Un ritorno a casa in grande stile, ricco di rimandi e suspense, ma soprattutto d’azione. Strutturato in modo semplice in tre maxi-capitoli su cui s’innestano le diverse sequenze, il terzo capitolo della saga attacca con un ritmo forsennato per poi dilatarsi e contrarsi in funzione della narrazione, anche grazie al montaggio micidiale di Christopher Rouse. Greengrass prosegue sulla linea tracciata in The Bourne Supremacy, innovativo per l’immagine grezza ed il piglio deciso. Caratteristiche qui riproposte ed esaltate da uno stile di regia sempre più teso e maturo.
Greengrass, esordiente con il bellissimo Sunday Bloody Sunday, ha trovato la consacrazione con United 93, primo film dedicato alla strage dell’11 settembre. In The Bourne Ultimatum si dimostra cineasta completo e padrone del mezzo, marchiato da uno stile fatto di camera a mano e riprese sgranate (fotografia di Oliver Wood), asciutto come la sceneggiatura del sempre più interessante Tony Gilroy. Neo regista del recente Michael Clayton, Gilroy è autore di uno script teso a privilegiare l’azione rispetto ai dialoghi, che chiude il cerchio con i primi due capitoli mantenendo intatta la struttura portante tipica della serie, fatta di allucinanti inseguimenti con ogni mezzo. Tra le folli corse, spicca la caccia all’uomo per i tetti di Tangeri (Marocco). The Bourne Supremacy si era interrotto con Jason Bourne già a New York e pronto alla vendetta, scena che compare a metà di The Bourne Ultimatum rendendo la prima parte del film una sorta di passo indietro, preparazione al gran finale di respiro epico. Grandissimo lavoro del reparto effetti visivi, perfettamente efficaci perché mai evidenti, e degli stuntmen, chiamati ad operare acrobazie al limite dell’impossibile con coordinazione sovrumana.

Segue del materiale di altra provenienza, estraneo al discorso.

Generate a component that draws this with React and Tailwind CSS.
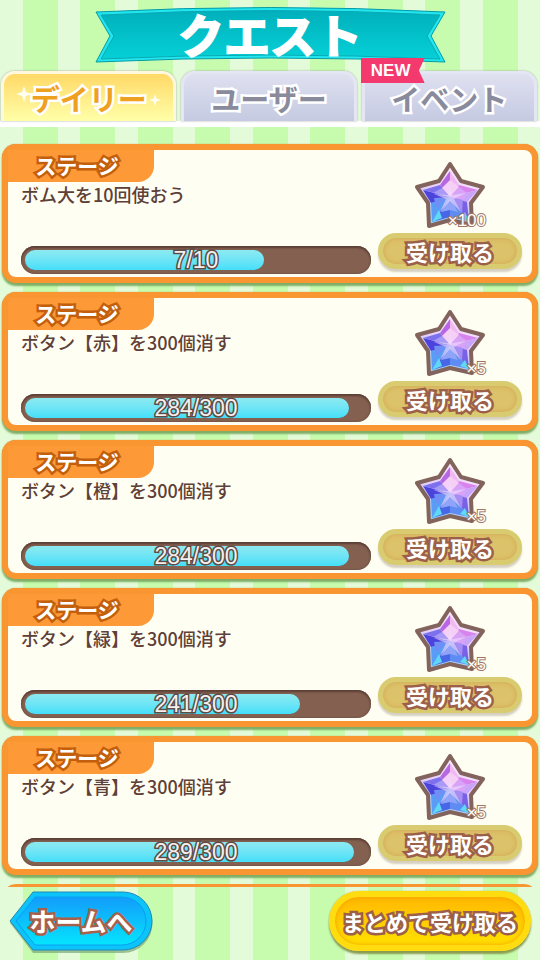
import { useState } from 'react';

const tabs = [
  { id: 'daily', label: 'デイリー' },
  { id: 'user', label: 'ユーザー' },
  { id: 'event', label: 'イベント', isNew: true }
];

const quests = [
  { id: 1, text: 'ボム大を10回使おう', current: 7, goal: 10, reward: 100 },
  { id: 2, text: 'ボタン【赤】を300個消す', current: 284, goal: 300, reward: 5 },
  { id: 3, text: 'ボタン【橙】を300個消す', current: 284, goal: 300, reward: 5 },
  { id: 4, text: 'ボタン【緑】を300個消す', current: 241, goal: 300, reward: 5 },
  { id: 5, text: 'ボタン【青】を300個消す', current: 289, goal: 300, reward: 5 }
];

const StarGem = () => (
  <svg viewBox="0 0 72 70" className="block w-[72px] h-[70px]" aria-hidden="true">
    <defs>
      <linearGradient id="gemEdge" x1="0.7" y1="0" x2="0.3" y2="1">
        <stop offset="0" stopColor="#fff0fd" />
        <stop offset="0.5" stopColor="#e6cdfb" />
        <stop offset="1" stopColor="#8ed4f6" />
      </linearGradient>
    </defs>
    <path
      d="M36 4 L47 21 L69 27 L57 43 L58 65 L36 60 L15 66 L14 43 L3 27 L25 21 Z"
      fill="url(#gemEdge)"
      stroke="#82645c"
      strokeWidth="4"
      strokeLinejoin="round"
    />
    {/* outer facets */}
    <path d="M36 11 L36 37 L26 25 Z" fill="#b766e4" />
    <path d="M36 11 L45 25 L36 37 Z" fill="#f1b9f0" />
    <path d="M45 25 L64 30 L36 37 Z" fill="#d884ec" />
    <path d="M64 30 L53 42 L36 37 Z" fill="#c9a4f8" />
    <path d="M53 42 L55 61 L36 37 Z" fill="#7a60e4" />
    <path d="M55 61 L36 57 L36 37 Z" fill="#5f8cf2" />
    <path d="M36 57 L18 62 L36 37 Z" fill="#4867e6" />
    <path d="M18 62 L17 43 L36 37 Z" fill="#5a9df6" />
    <path d="M17 43 L9 30 L36 37 Z" fill="#4c42dc" />
    <path d="M9 30 L26 25 L36 37 Z" fill="#7d70ec" />
    {/* inner facets */}
    <path d="M36 20 L45 27 L36 37 L28 28 Z" fill="#f6cff6" />
    <path d="M45 27 L53 33 L49 40 L36 37 Z" fill="#d7a3f6" />
    <path d="M49 40 L48 52 L36 37 Z" fill="#a48df4" />
    <path d="M36 37 L44 52 L36 50 L27 52 Z" fill="#8fa4f8" />
    <path d="M36 37 L22 48 L20 38 Z" fill="#6f8ef6" />
    <path d="M36 37 L19 33 L28 28 Z" fill="#a79bf6" />
    <path d="M18 62 L28 58 L25 50 Z M46 58 L55 61 L51 52 Z" fill="#5fd8f6" />
    <path d="M36 22 L38 35 L52 33 L40 39 L47 52 L36 41 L26 52 L32 39 L20 34 L34 35 Z" fill="#efdcfe" opacity="0.6" />
  </svg>
);

const Sparkle = ({ className }) => (
  <svg viewBox="0 0 16 16" className={className} aria-hidden="true">
    <path d="M8 0 L10 6 L16 8 L10 10 L8 16 L6 10 L0 8 L6 6 Z" fill="#fffdf0" />
  </svg>
);

const Title = () => (
  <div className="relative mx-auto mt-[7px] h-14 w-[65%] flex items-center justify-center">
    <svg viewBox="0 0 352 56" preserveAspectRatio="none" className="absolute inset-0 w-full h-full" aria-hidden="true">
      <defs>
        <linearGradient id="ribbon" x1="0" y1="0" x2="0" y2="1">
          <stop offset="0" stopColor="#00b0bc" />
          <stop offset="1" stopColor="#05d0d6" />
        </linearGradient>
      </defs>
      <path d="M1 5 Q176 -4 351 5 L337 29 L351 55 Q176 47 1 55 L15 29 Z" fill="#22e6ee" stroke="#079aa5" strokeWidth="1" />
      <path d="M6 8 Q176 -1 346 8 L333 29 L346 52 Q176 44 6 52 L19 29 Z" fill="url(#ribbon)" stroke="#0aa9b4" strokeWidth="1" />
    </svg>
    <h1 className="relative pb-1 text-[46px] leading-[52px] font-bold text-white [stroke-linejoin:round] [-webkit-text-stroke:2px_#fff]">
      クエスト
    </h1>
  </div>
);

const Tab = ({ tab, active, onSelect }) => (
  <button
    type="button"
    role="tab"
    aria-selected={active}
    onClick={() => onSelect(tab.id)}
    className={`relative flex-1 h-[50px] rounded-t-[14px] border-t-[3px] border-x-[3px] shadow-[0_0_2px_#999] ${
      active
        ? 'border-[#fff8dc] bg-linear-to-b from-[#ffd965] to-[#ffffa8]'
        : 'border-[#e4e7f3] bg-linear-to-b from-[#dfe1f0] to-[#c5cae2]'
    }`}
  >
    {active && <Sparkle className="absolute left-3 top-3 size-4" />}
    {active && <Sparkle className="absolute right-3 top-5 size-3" />}
    <span
      className={`relative text-[29px] leading-[44px] font-bold whitespace-nowrap [paint-order:stroke_fill] [stroke-linejoin:round] [-webkit-text-stroke:5px_#fff] ${
        active ? 'text-[#eea01e]' : 'text-[#898b9c]'
      }`}
    >
      {tab.label}
    </span>
    {tab.isNew && (
      <span className="absolute -left-1 -top-4 h-[25px] w-16 pr-1 bg-[#f3396d] text-white text-[17px] leading-[25px] font-bold font-['Liberation_Sans',sans-serif] [clip-path:polygon(0_0,100%_0,91%_50%,100%_100%,0_100%)]">
        NEW
      </span>
    )}
  </button>
);

const QuestCard = ({ quest }) => (
  <li className="flex justify-between rounded-[14px] border-[6px] border-[#fa9632] bg-[#fffef3] shadow-[0_3px_2px_#7fae67,0_0_1px_#c66c12]">
    <div className="flex-1 min-w-0">
      <h2 className="h-8 w-[146px] pr-2 rounded-br-2xl bg-[#fd9937] text-center text-[21px] leading-[30px] font-bold text-white [paint-order:stroke_fill] [stroke-linejoin:round] [-webkit-text-stroke:5px_#c35f0c]">
        ステージ
      </h2>
      <p className="pl-[13px] text-[18px] leading-[24px] font-medium text-[#5d4037]">{quest.text}</p>
      <div
        role="progressbar"
        aria-label={quest.text}
        aria-valuenow={quest.current}
        aria-valuemax={quest.goal}
        className="relative mt-10 mb-[3px] ml-[13px] h-7 p-1 rounded-full bg-[#83604f] shadow-[inset_0_2px_2px_#5d4037,inset_0_0_2px_#5d4037]"
      >
        <div
          className="h-full rounded-full bg-linear-to-b from-[#8ceaf0] to-[#43dffa]"
          style={{ width: `${(quest.current / quest.goal) * 100}%` }}
        />
        <span className="absolute inset-0 text-center text-[23px] leading-[28px] text-[#f4f0ee] font-['Liberation_Sans',sans-serif] [paint-order:stroke_fill] [-webkit-text-stroke:3px_#5d4a45]">
          {quest.current}/{quest.goal}
        </span>
      </div>
    </div>
    <div className="w-36 ml-[7px] mr-[10px] pt-[10px]">
      <div className="relative mx-auto w-[72px]">
        <StarGem />
        <span className="absolute right-0 bottom-0 text-[17px] leading-[18px] text-white font-['Liberation_Sans',sans-serif] [paint-order:stroke_fill] [-webkit-text-stroke:2px_#a07464]">
          ×{quest.reward}
        </span>
      </div>
      <button
        type="button"
        className="mt-[3px] block w-full h-9 rounded-full border-[5px] border-[#d9cc70] bg-[#dcc26a] shadow-[0_3px_2px_#d5d0c0,inset_0_0_5px_#d3a352] text-[22px] leading-[26px] font-bold text-white [paint-order:stroke_fill] [stroke-linejoin:round] [-webkit-text-stroke:5px_#9c5f49]"
      >
        受け取る
      </button>
    </div>
  </li>
);

const App = () => {
  const [activeTab, setActiveTab] = useState('daily');

  return (
    <div className="h-screen flex flex-col overflow-hidden font-['Noto_Sans_CJK_JP',sans-serif] bg-[repeating-linear-gradient(90deg,#e3fbd9_0_23px,#c7fcae_23px_58px,#e3fbd9_58px_80px,#c7fcae_80px_115px)]">
      <header>
        <Title />
        <div role="tablist" className="mt-2 pl-[1px] pr-[3px] flex gap-[5px] border-b-[6px] border-white">
          {tabs.map((tab) => (
            <Tab key={tab.id} tab={tab} active={tab.id === activeTab} onSelect={setActiveTab} />
          ))}
        </div>
      </header>

      <main className="flex-1 min-h-0 overflow-y-auto [scrollbar-width:none] px-[2px] pt-[17px]">
        <ul className="flex flex-col gap-[9px]">
          {quests.map((quest) => (
            <QuestCard key={quest.id} quest={quest} />
          ))}
          <li className="h-6 rounded-t-[14px] border-t-[6px] border-[#fa9632]" aria-hidden="true" />
        </ul>
      </main>

      <footer className="flex justify-between px-[9px] pt-1 pb-[9px]">
        <button type="button" className="relative w-36 h-[60px]">
          <svg viewBox="0 0 144 62" className="absolute left-0 top-0 w-36 h-[62px]" aria-hidden="true">
            <defs>
              <linearGradient id="homeFill" x1="0" y1="0" x2="0" y2="1">
                <stop offset="0" stopColor="#129cfb" />
                <stop offset="1" stopColor="#05e4fd" />
              </linearGradient>
            </defs>
            <path d="M24 3 H114 A29 29 0 0 1 114 62 H24 L1 32 Z" fill="#77a877" opacity="0.7" />
            <path d="M24 1 H114 A29 29 0 0 1 114 59 H24 L1 30 Z" fill="#0bc4fa" stroke="#2388b8" strokeWidth="1" strokeLinejoin="round" />
            <path d="M26 6 H113 A24 24 0 0 1 113 54 H26 L7 30 Z" fill="url(#homeFill)" stroke="#0a9ef0" strokeWidth="1" strokeLinejoin="round" />
          </svg>
          <span className="relative text-[26px] leading-[60px] font-bold text-white [paint-order:stroke_fill] [stroke-linejoin:round] [-webkit-text-stroke:5px_#a8604a]">
            ホームへ
          </span>
        </button>
        <button
          type="button"
          className="w-[202px] h-[60px] rounded-full border-[6px] border-[#ffdc10] bg-linear-to-b from-[#ffb800] to-[#ffe100] shadow-[0_3px_2px_#8a9c50,0_0_1px_#a87c00,inset_0_0_5px_#f29b00] text-[22px] leading-[48px] font-bold text-white whitespace-nowrap [paint-order:stroke_fill] [stroke-linejoin:round] [-webkit-text-stroke:5px_#9c5f49]"
        >
          まとめて受け取る
        </button>
      </footer>
    </div>
  );
};

export default App;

Un film di spettacolo diretto magistralmente. Intrattenimento in perfetto stile action-movie che si pone come punto di riferimento per un genere che ultimamente (vedi il pessimo Live Free or Die hard o l’altalenante Mission: Impossible) aveva mostrato il fianco, cedendo alla tentazione di ricorrere esclusivamente all’effetto digitale e trascurando la costruzioni di atmosfere di suspense e tensione. Un nuovo modo di intendere la spy story dopo l’egemonia Bondiana di decennale memoria. La canzone finale di Moby, Extreme Ways, è la stessa che conclude i due film precedenti. Doug Liman, regista di The Bourne Identity, compare qui come produttore esecutivo.